Surface enhanced Raman scattering on a single nanometric aperture

We quantitatively evaluate single nanoapertures milled in optically thick gold films to determine the SERS enhancement factors using paramercaptoaniline as non-resonant analyte. We determine a peak enhancement factor of 5x10^4 for a single 100 nm diameter aperture.

This work has three major aspects of interest to the SERS community :

1) Nanoapertures milled in noble metal films form interesting SERS substrates thanks to their rational and tunable design, controlled surface enhancement, and intrinsic robustness. We discuss the different design parameters yielding to optimum SERS enhancement in a single aperture which can be used to further improve the SERS substrates with nanoaperture arrays.

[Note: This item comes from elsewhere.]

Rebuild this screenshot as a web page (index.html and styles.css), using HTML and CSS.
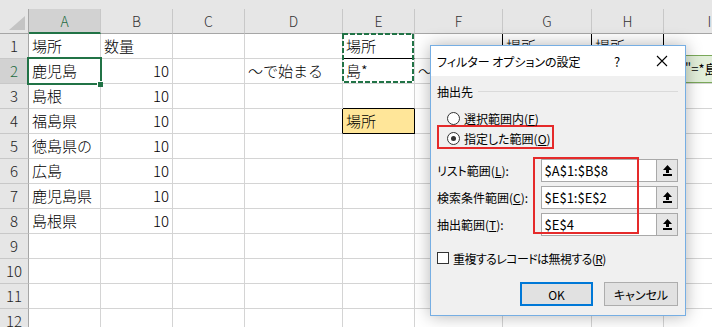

2) We discuss different ways of expressing the SERS enhancement factor, and show excellent agreement between experimental results and
numerical simulations.

3) Most experimental studies of controlled SERS substrates skip the issue of the adhesion layer between the gold nanostructure and the glass substrate. We experimentally demonstrate that the adhesion layer has a crucial effect on the SERS enhancement, and needs to be fully considered while designing nanosubstrates for high-sensitivity spectroscopy.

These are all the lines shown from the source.